Kasey Speakman

Posted on Jan 23, 2019 • Edited on Jan 25, 2019

Event Storage in Postgres, Multi-tenant

#postgres #sql #eventsourcing #showdev

I previously wrote about Event Storage in Postgres. One thing I did not address at that time was multi-tenant scenarios. Multiple tenants adds the potential for a lot of data. In particular, indexes can eventually get so large that they start affecting performance. (That's the hope, right? 🤑). The way we dealt with that in our previous product was by isolating the tenant's data within its own schema. However, this causes issues when we want to process events across tenants. For example, to provide rollup reports when multiple tenants belong to the same parent organization. Or to gauge activity on the system right now. When separating tenants by schemas, it is a pain to generate a query which grabs events across all tenants.

Partitioning

One way to have logically separated tenant data, but to have the convenience of a single Event table is to use Postgres's table partitioning. They have added a lot to this feature in recent releases. And in Postgres 11, this feature is especially strong. Here is a version of the Event table partitioned by Tenant ID. It looks almost the same!

Main Table

CREATE TABLE IF NOT EXISTS Event
(
    SequenceNum bigserial NOT NULL,
    TenantId uuid NOT NULL,
    StreamId uuid NOT NULL,
    Version int NOT NULL,
    Type text NOT NULL,
    Meta jsonb NOT NULL,
    Data jsonb,
    LogDate timestamptz NOT NULL DEFAULT now(),
    CONSTRAINT pk_event_sequencenum PRIMARY KEY (TenantId, SequenceNum),
    CONSTRAINT uk_event_streamid_version UNIQUE (TenantId, StreamId, Version)
) PARTITION BY LIST (TenantId);

Constraints on the main table are required to include the partition key, which is TenantId here.

Tenant Partitions

Unfortunately Postgres does not yet have auto creation of partitions. So before you insert data for a tenant, you first have to create a partition for it. Typically there is a provisioning process when adding a new tenant, so creation of the partition can simply be part of that process. Here is an example of creating a tenant with TenantId = 847ED1889E8B4D238EB49126EBD77A4D.

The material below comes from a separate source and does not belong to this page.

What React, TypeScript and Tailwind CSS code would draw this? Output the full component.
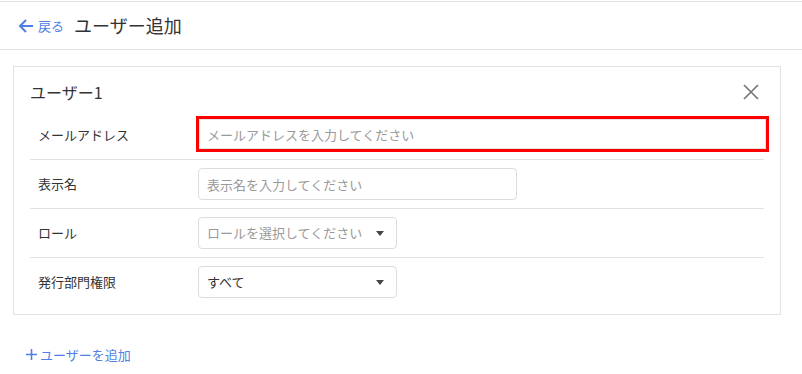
import React from "react";

const font = { fontFamily: '"Noto Sans CJK JP", "Noto Sans", sans-serif' };

function Caret() {
    return (
        <svg width="8" height="5" viewBox="0 0 8 5" className="fill-[#444]">
            <path d="M0 0h8L4 5z" />
        </svg>
    );
}

function Row({
    label,
    children,
    last,
}: {
    label: string;
    children: React.ReactNode;
    last?: boolean;
}) {
    return (
        <div
            className={`flex items-center py-2 pl-2 ${last ? "" : "border-b border-[#e2e2e2]"}`}
        >
            <div className="w-[160px] text-[13px] text-[#333]">{label}</div>
            <div className="flex-1">{children}</div>
        </div>
    );
}

export default function App() {
    return (
        <div className="w-[802px] h-[374px] bg-white" style={font}>
            <div className="mt-px border-t border-b border-[#e2e2e2] h-[49px] flex items-center px-[18px]">
                <button className="flex items-center text-[#4f7ee6]">
                    <svg width="16" height="16" viewBox="0 0 16 16" fill="none" stroke="currentColor" strokeWidth="2">
                        <path d="M15 8H2M8 2L2 8l6 6" />
                    </svg>
                    <span className="ml-1 text-[13px]">戻る</span>
                </button>
                <h1 className="ml-[10px] text-[18px] text-[#333]">ユーザー追加</h1>
            </div>

            <div className="ml-[13px] mt-4 w-[768px] border border-[#e2e2e2] px-4 pt-[13px] pb-2">
                <div className="flex items-center justify-between h-6">
                    <div className="text-[16px] text-[#333]">ユーザー1</div>
                    <svg width="22" height="22" viewBox="0 0 22 22" fill="none" stroke="#777" strokeWidth="1.7" className="mr-[2px]">
                        <path d="M4 4l14 14M18 4L4 18" />
                    </svg>
                </div>
                <div className="mt-[7px]">
                    <Row label="メールアドレス">
                        <div className="-ml-[2px] -mr-[5px] -mt-[3px] -mb-[1px] h-9 flex border-[3px] border-[#ff0000] bg-white">
                            <input
                                className="flex-1 h-full px-[7px] text-[13px] border border-[#e4e4e4] outline-none placeholder:text-[#999]"
                                placeholder="メールアドレスを入力してください"
                            />
                        </div>
                    </Row>
                    <Row label="表示名">
                        <input
                            className="w-[319px] h-8 px-2 text-[13px] border border-[#ddd] rounded placeholder:text-[#999]"
                            placeholder="表示名を入力してください"
                        />
                    </Row>
                    <Row label="ロール">
                        <div className="w-[199px] h-8 pl-2 pr-3 flex items-center justify-between border border-[#ddd] rounded text-[13px] text-[#999]">
                            <span>ロールを選択してください</span>
                            <Caret />
                        </div>
                    </Row>
                    <Row label="発行部門権限" last>
                        <div className="w-[199px] h-8 pl-2 pr-3 flex items-center justify-between border border-[#ddd] rounded text-[13px] text-[#333]">
                            <span>すべて</span>
                            <Caret />
                        </div>
                    </Row>
                </div>
            </div>

            <button className="ml-[26px] mt-[30px] flex items-center text-[13px] text-[#4f7ee6]">
                <svg width="11" height="11" viewBox="0 0 11 11" stroke="currentColor" strokeWidth="1.6">
                    <path d="M5.5 0v11M0 5.5h11" />
                </svg>
                <span className="ml-[3px]">ユーザーを追加</span>
            </button>
        </div>
    );
}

CREATE TABLE IF NOT EXISTS Event_847ED1889E8B4D238EB49126EBD77A4D
PARTITION OF Event FOR VALUES IN ('847ED1889E8B4D238EB49126EBD77A4D')
;

Under the covers, each partition has its own index. So you don't end up with a single giant index. When you query the data across tenants, Postgres can run queries on the partitions in parallel, then aggregate them.

Inserting events

You insert data just like you would insert it to a single table, and Postgres automatically routes it to the appropriate partition.

INSERT
  INTO Event
     ( TenantId
     , StreamId
     , Version
     , Type
     , Meta
     , Data
     )
VALUES
     ( '847ED1889E8B4D238EB49126EBD77A4D'
     , 'A88F94DB6E7A439E9861485F63CC8A13'
     , 1
     , 'EmptyEvent'
     , '{}'
     , NULL
     )
;

Query by sequence

To support reading events across tenant in order of occurrence, you can run a query like this.

SELECT *
  FROM Event
 WHERE SequenceNum > 0
 ORDER
    BY SequenceNum
 LIMIT 1000
;

This query supports reading batches of up to 1000. I avoided using OFFSET since it is inefficient once the offset value gets large. And each listener usually keeps track of the last SequenceNum that it processed anyway.

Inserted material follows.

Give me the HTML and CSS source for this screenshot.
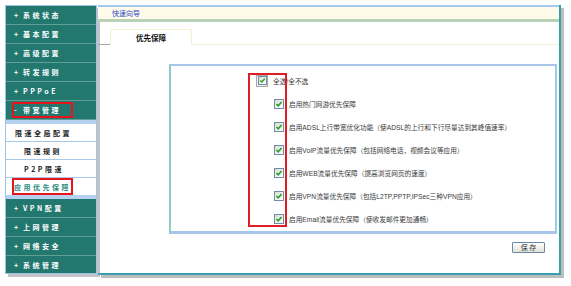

I could have added another condition to the WHERE clause like AND SequenceNum <= 1000 instead of using LIMIT. But there could be skipped sequence numbers due to concurrency (see below). Although this is a minor point.

Query by stream

Query by stream is the same as before except we now also need to provide the TenantId.

SELECT *
  FROM Event
 WHERE TenantId = '847ED1889E8B4D238EB49126EBD77A4D'
   AND StreamId = 'A88F94DB6E7A439E9861485F63CC8A13'
 ORDER
    BY Version
;

Other Goodies

Notification of events

You can trigger Postgres notifications whenever an event is added to any partition of the Event table. Here is what I use for that currently.

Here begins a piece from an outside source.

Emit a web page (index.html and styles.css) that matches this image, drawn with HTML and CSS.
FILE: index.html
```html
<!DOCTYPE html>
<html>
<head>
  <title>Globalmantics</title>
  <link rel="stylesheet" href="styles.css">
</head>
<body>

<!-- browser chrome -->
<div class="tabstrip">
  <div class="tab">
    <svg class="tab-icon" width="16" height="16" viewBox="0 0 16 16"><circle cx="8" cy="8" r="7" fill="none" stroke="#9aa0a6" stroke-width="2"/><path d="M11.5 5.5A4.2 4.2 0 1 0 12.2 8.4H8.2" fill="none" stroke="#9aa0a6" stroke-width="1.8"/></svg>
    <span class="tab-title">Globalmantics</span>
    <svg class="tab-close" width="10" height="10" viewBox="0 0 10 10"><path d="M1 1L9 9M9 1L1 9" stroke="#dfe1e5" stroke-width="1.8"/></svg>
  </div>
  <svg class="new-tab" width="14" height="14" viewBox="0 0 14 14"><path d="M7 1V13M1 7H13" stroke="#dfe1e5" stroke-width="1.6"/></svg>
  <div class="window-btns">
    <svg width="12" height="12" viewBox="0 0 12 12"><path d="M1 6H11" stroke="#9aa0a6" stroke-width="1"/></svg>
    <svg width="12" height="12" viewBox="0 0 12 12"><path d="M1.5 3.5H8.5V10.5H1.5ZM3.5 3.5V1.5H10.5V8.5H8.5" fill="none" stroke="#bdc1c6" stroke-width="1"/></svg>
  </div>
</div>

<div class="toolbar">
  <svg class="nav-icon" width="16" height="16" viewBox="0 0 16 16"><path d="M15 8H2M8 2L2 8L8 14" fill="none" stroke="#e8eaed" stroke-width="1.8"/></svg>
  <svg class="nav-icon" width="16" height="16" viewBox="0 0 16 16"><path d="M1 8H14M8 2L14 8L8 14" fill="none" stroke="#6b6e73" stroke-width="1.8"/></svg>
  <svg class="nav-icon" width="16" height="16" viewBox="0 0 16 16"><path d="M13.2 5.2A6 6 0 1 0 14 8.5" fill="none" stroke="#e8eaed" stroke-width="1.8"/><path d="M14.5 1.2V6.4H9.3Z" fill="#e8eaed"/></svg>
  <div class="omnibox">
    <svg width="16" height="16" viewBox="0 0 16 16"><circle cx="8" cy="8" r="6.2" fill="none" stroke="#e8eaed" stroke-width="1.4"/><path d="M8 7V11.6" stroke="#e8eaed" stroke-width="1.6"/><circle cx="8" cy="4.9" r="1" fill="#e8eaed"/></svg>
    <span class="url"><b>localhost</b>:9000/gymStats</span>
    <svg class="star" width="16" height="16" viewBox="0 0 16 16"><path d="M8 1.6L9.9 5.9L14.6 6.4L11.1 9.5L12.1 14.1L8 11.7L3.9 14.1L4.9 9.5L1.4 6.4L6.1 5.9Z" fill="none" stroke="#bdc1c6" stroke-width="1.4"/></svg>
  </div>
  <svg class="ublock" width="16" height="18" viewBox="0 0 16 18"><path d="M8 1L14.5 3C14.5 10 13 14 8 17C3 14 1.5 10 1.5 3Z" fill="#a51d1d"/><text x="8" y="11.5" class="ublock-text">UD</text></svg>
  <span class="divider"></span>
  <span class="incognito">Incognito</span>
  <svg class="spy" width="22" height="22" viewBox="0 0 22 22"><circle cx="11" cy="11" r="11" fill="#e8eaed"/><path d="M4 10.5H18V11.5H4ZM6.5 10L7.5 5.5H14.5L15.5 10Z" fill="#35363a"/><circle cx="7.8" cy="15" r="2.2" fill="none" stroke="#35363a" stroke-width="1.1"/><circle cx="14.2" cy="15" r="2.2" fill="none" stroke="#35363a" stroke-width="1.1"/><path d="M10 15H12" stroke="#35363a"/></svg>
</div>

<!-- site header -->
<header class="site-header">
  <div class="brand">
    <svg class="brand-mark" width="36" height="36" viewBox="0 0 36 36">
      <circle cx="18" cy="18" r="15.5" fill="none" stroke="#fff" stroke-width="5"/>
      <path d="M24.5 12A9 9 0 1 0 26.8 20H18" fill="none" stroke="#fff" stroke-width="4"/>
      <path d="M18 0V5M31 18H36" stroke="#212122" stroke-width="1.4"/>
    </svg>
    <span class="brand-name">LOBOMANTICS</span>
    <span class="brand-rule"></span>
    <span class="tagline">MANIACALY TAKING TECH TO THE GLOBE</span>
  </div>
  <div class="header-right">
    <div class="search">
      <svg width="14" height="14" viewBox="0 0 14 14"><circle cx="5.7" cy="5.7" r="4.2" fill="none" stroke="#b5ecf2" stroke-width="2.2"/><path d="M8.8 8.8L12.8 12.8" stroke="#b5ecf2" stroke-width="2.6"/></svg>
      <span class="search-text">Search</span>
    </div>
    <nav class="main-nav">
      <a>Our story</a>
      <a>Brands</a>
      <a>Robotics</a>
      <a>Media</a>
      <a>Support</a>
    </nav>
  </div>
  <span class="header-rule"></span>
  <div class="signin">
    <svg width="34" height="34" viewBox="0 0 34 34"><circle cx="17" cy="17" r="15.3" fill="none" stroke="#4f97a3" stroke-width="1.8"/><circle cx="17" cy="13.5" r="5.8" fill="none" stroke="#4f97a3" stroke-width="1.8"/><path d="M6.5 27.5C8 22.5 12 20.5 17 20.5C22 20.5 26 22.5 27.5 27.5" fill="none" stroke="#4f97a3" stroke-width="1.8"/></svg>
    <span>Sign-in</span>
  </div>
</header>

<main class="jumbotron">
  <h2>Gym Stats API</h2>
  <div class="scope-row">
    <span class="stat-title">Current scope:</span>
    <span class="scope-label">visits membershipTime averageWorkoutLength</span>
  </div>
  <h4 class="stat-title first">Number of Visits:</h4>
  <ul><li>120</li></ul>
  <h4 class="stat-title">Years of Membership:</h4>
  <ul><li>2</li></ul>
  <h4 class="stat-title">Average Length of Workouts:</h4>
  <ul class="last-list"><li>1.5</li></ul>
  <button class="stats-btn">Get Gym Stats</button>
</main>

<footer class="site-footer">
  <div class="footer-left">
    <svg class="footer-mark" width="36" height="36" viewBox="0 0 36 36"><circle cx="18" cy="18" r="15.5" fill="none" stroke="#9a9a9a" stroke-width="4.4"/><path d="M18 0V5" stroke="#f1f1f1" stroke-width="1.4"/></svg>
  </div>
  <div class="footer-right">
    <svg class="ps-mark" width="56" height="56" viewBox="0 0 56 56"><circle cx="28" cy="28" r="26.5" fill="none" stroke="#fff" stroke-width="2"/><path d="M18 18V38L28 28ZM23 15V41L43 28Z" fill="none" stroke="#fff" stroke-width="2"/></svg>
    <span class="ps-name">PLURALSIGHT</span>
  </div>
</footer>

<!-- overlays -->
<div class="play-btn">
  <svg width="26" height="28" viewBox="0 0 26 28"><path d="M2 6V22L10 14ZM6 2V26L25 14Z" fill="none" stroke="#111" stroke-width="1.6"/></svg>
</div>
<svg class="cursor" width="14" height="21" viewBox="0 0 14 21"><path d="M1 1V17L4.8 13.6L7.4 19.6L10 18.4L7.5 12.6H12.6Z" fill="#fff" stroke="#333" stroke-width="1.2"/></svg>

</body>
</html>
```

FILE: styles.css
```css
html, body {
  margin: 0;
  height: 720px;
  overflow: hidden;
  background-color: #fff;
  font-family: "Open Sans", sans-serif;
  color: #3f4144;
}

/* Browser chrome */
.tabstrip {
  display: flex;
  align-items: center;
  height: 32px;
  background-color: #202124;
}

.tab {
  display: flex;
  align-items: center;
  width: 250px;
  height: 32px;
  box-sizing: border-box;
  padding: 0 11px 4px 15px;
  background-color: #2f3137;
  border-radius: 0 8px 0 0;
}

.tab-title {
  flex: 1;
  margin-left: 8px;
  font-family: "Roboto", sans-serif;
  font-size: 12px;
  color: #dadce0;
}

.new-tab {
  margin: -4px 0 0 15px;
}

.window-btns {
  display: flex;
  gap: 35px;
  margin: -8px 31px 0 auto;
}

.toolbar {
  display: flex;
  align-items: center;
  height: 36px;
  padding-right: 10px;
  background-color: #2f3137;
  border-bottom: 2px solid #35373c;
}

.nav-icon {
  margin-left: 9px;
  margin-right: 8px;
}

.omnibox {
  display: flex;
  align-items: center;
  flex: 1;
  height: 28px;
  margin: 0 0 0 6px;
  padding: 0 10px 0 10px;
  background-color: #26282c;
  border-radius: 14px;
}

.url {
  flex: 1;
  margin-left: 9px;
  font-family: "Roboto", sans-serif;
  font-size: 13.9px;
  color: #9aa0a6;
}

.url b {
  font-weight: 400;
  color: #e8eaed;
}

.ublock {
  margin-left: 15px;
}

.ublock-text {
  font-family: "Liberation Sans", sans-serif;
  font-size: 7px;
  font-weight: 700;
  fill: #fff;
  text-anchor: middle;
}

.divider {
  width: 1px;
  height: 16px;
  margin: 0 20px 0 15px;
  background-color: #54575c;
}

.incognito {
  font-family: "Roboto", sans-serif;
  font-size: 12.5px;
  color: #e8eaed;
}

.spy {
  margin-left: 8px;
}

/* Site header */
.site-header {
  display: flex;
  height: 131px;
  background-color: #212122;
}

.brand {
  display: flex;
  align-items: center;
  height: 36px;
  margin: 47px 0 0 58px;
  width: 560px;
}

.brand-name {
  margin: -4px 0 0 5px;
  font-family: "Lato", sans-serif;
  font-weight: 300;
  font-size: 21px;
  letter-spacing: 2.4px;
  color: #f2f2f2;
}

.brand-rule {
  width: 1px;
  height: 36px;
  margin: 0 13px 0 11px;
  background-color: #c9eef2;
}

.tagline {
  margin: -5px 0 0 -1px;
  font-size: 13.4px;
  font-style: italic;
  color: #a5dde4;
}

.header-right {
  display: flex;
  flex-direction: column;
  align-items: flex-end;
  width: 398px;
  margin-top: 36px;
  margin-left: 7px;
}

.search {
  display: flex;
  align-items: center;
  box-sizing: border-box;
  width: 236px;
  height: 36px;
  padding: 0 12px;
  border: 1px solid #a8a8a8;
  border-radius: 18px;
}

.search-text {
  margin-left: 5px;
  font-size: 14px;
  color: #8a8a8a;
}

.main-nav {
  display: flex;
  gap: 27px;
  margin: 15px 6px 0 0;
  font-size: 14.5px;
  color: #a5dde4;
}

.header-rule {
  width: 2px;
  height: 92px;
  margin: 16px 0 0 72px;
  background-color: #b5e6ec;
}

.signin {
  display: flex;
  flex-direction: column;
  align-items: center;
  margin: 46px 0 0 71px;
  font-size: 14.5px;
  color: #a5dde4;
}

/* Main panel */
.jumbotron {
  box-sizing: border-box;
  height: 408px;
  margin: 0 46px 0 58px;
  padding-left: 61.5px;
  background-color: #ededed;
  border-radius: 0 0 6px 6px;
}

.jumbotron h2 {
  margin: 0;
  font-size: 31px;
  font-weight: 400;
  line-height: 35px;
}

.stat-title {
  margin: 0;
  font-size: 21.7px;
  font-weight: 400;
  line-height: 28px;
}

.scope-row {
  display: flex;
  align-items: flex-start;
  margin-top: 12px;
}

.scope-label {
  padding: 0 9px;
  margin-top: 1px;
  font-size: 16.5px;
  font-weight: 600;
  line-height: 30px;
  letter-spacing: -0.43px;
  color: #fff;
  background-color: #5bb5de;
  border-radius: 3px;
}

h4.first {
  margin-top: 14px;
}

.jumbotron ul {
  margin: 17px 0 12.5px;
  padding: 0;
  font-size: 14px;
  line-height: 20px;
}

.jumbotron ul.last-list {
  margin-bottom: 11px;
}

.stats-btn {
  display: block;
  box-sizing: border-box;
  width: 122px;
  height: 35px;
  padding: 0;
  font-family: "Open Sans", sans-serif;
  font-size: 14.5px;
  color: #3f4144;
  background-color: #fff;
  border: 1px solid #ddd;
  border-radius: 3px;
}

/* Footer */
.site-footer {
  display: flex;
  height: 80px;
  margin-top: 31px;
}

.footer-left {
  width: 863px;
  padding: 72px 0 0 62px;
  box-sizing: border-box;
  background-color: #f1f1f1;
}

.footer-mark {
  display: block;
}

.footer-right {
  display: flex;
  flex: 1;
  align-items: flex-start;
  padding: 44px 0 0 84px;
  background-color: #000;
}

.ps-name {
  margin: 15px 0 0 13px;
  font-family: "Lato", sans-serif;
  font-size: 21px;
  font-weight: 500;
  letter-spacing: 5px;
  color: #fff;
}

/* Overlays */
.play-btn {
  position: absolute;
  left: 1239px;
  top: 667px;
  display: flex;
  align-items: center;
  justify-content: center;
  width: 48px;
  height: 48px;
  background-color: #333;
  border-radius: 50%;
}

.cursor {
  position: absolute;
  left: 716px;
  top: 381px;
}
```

DROP TRIGGER IF EXISTS trg_EventRecorded ON Event;
DROP FUNCTION IF EXISTS NotifyEvent();

CREATE FUNCTION NotifyEvent() RETURNS trigger AS $$

    DECLARE
        payload text;

    BEGIN
        -- { sequencenum }/{ tenant id }/{ stream id }/{ version }/{ event type }
        SELECT CONCAT_WS( '/'
                        , NEW.SequenceNum
                        , REPLACE(CAST(NEW.TenantId AS text), '-', '')
                        , REPLACE(CAST(NEW.StreamId AS text), '-', '')
                        , NEW.Version
                        , NEW.Type
                        )
          INTO payload
        ;

        PERFORM pg_notify('eventrecorded', payload);

        RETURN NULL;

    END;
$$ LANGUAGE plpgsql;

CREATE TRIGGER trg_EventRecorded
    AFTER INSERT ON Event
    FOR EACH ROW
    EXECUTE PROCEDURE NotifyEvent()
;

When an event is inserted, it will trigger a notification to the channel eventrecorded. Here is an example payload.

# sequence num
#  / tenant id
#                                   / stream id
#                                                                    / version
#                                                                      / type
  2/847ed1889e8b4d238eb49126ebd77a4d/a88f94db6e7a439e9861485f63cc8a13/2/EmptyEvent

This payload format is very much inspired by MQTT topic paths.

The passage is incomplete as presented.